Documentation and vignettes
My other main objective was to improve the documentation. pander
has been a stable and mature package for quite some time, but it didn't have vignettes for most common use cases, which seemed an important improvement. Moreover, Gergely had an idea to post vignettes to rapporter.github.io/pander, to be able to refer to them in StackOverflow questions for example. I have created 4 vignettes:
- Using pander with knitr
- Rendering markdown with pander
- Rendering tables with pandoc.table
- Capturing evaluation information with evals
The best part was learning to use knitr for writing vignettes, which in my opinion is a great simplification from how it was done before. There exists a nice starting guide, which I greatly recommend.
After finishing writing vignettes and doing updates to README
and other parts I had some time left before the end, so I decided to implement Gergely's idea of automatically updating gh-pages
with Travis. This was quite an interesting experience, probably one of the best this summer, because a) I had no idea that was possible and b) I had no idea how to do that. I implemented that in PR#220 and even wrote a separate blog post on the topic, so I won't go into much detail here.
Some statistics and aftermath
Short summary of my work during this awesome experience:
- 148 commits
- 39 accepted pull requests
- 20 new S3 pander methods
- +8764, -3342 changes through all commits (a lot of this is due to refactoring)
- 7 bugs fixed
I feel that second year of my participation was quite different from the first one.

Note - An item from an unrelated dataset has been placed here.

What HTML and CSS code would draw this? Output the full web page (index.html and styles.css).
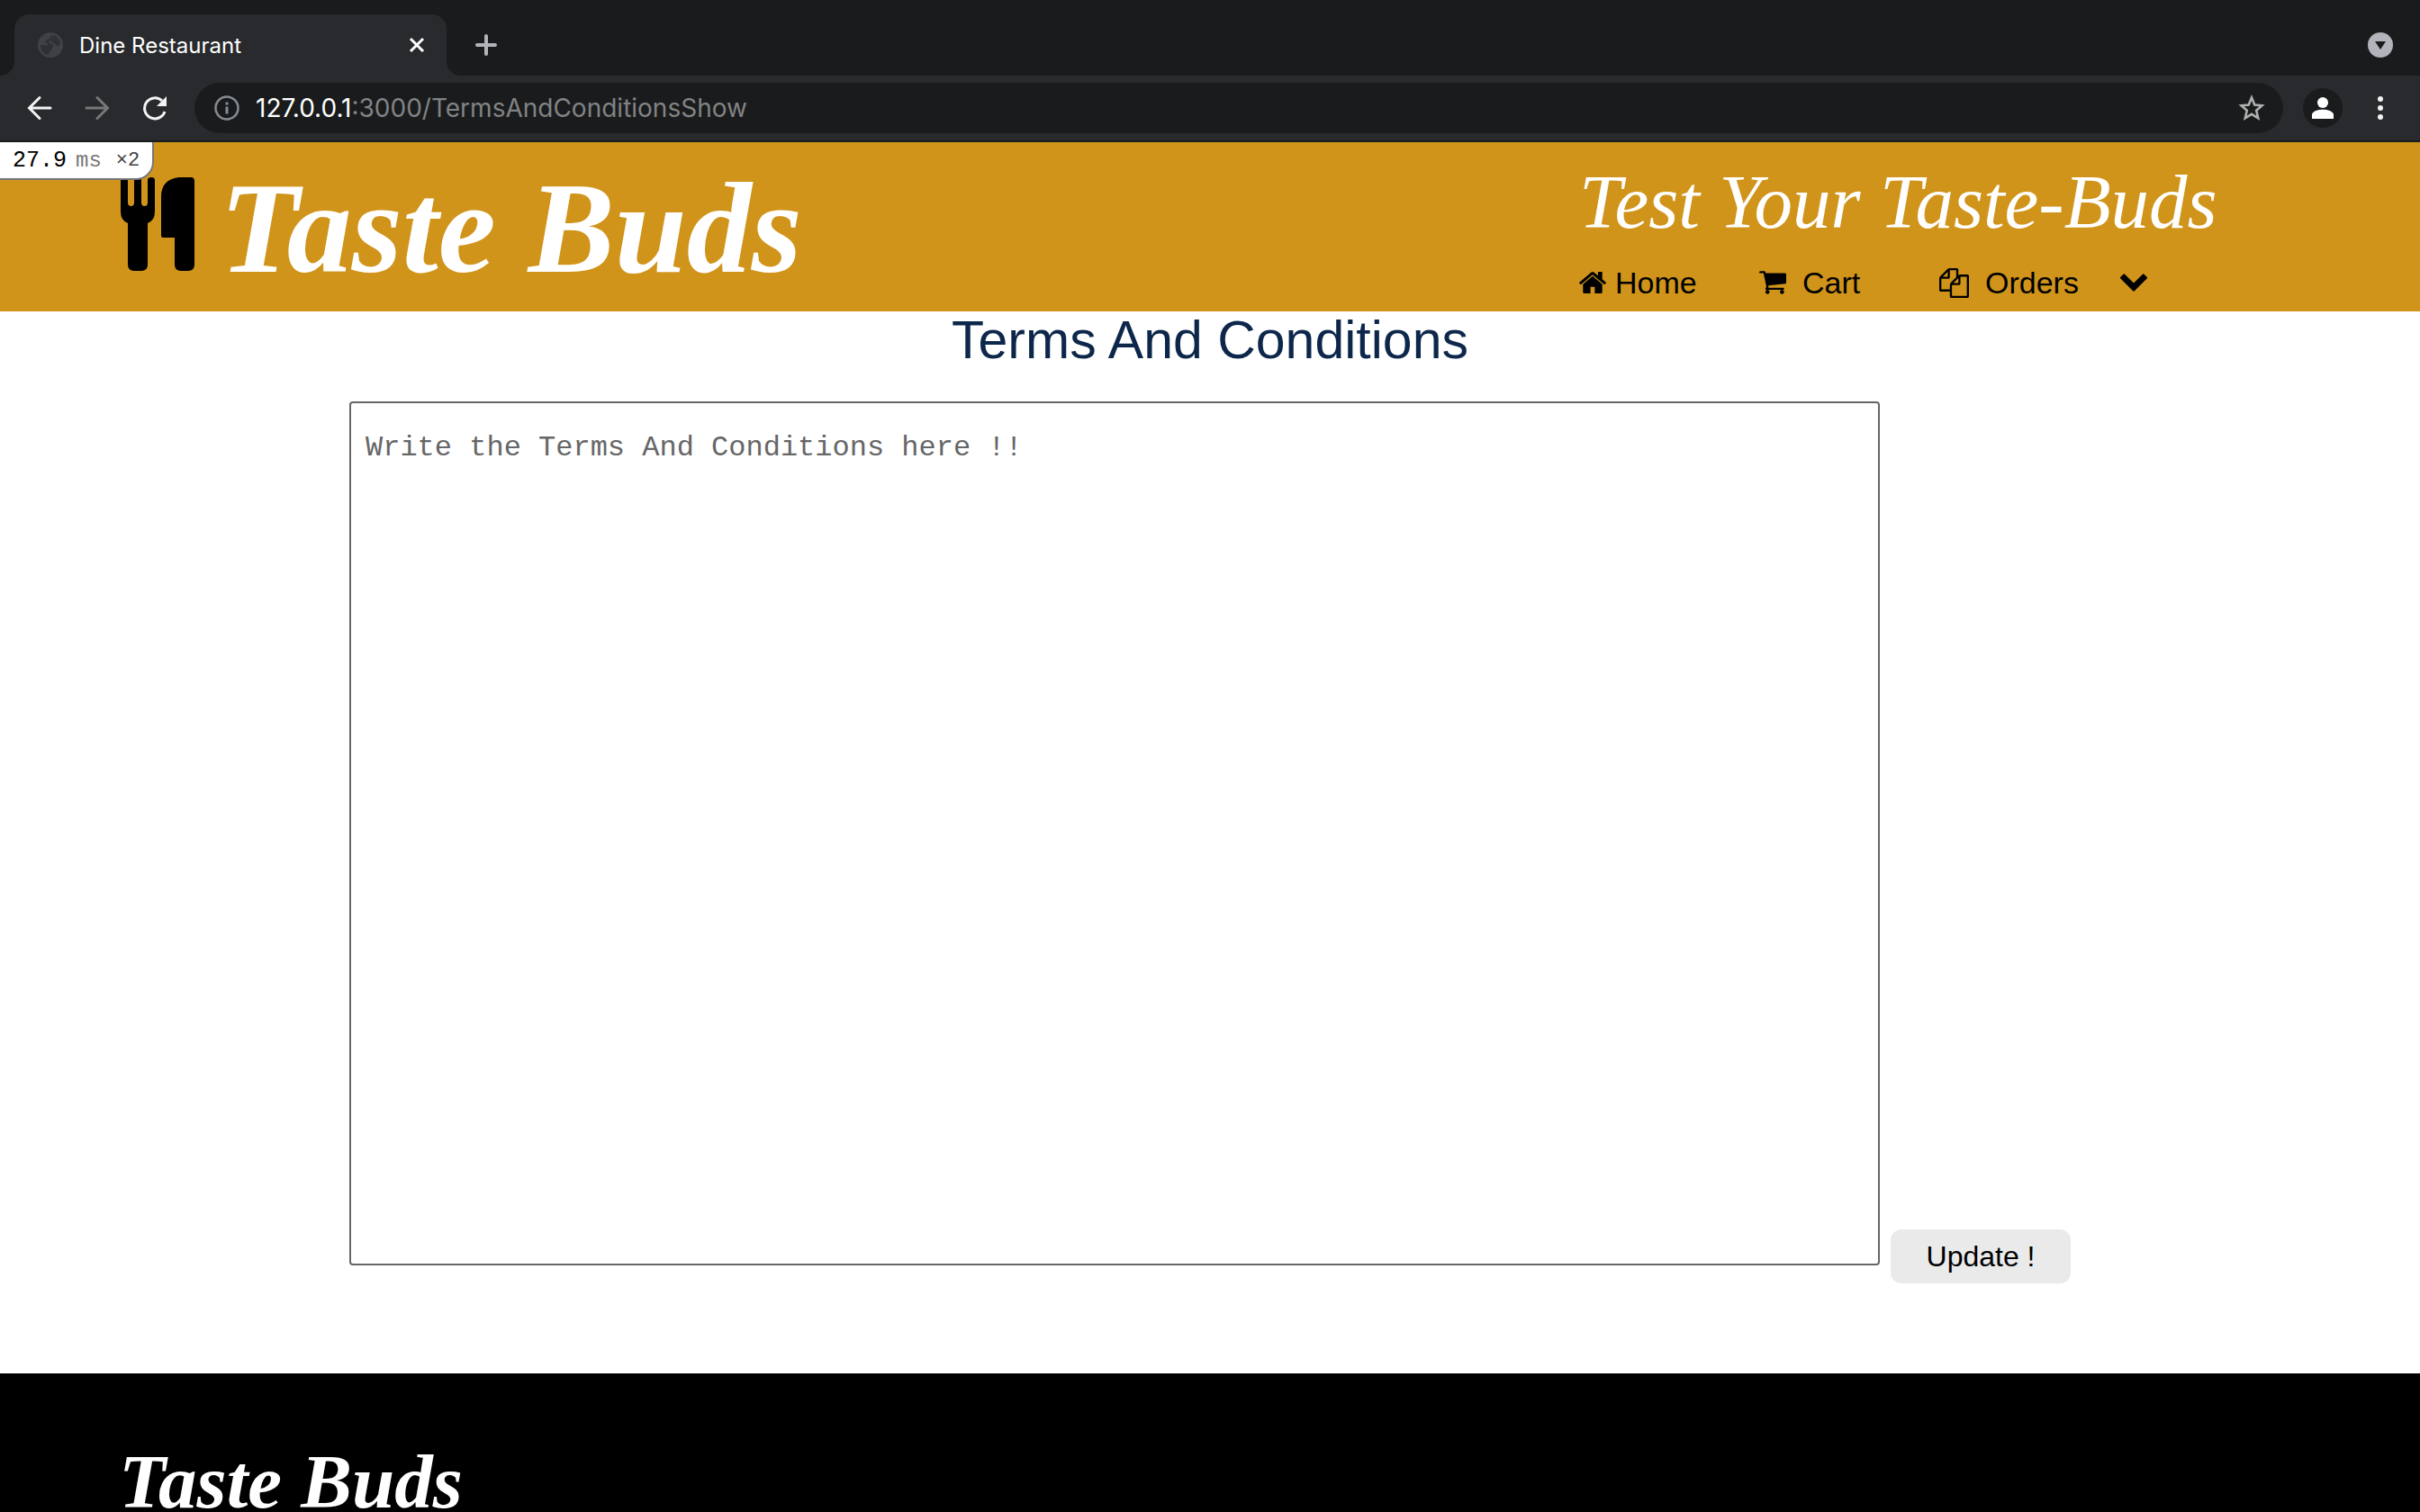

I had more knowledge of the pander
internals, which I think resulted in a bit more productive work this summer. I still learned many new things including using knitr, lintr, logging with futile.logger, automatically updating gh-pages
and may more smaller things. Looking back I feel gave me a lot hand-on programming experience, which proves to be useful every day. Also, I wanted thank Gergely Daroczi for being an awesome mentor and spending all this time reviewing my changes and helping me to grow as a programmer. GSoC with Pander was definitely a remarkable experience.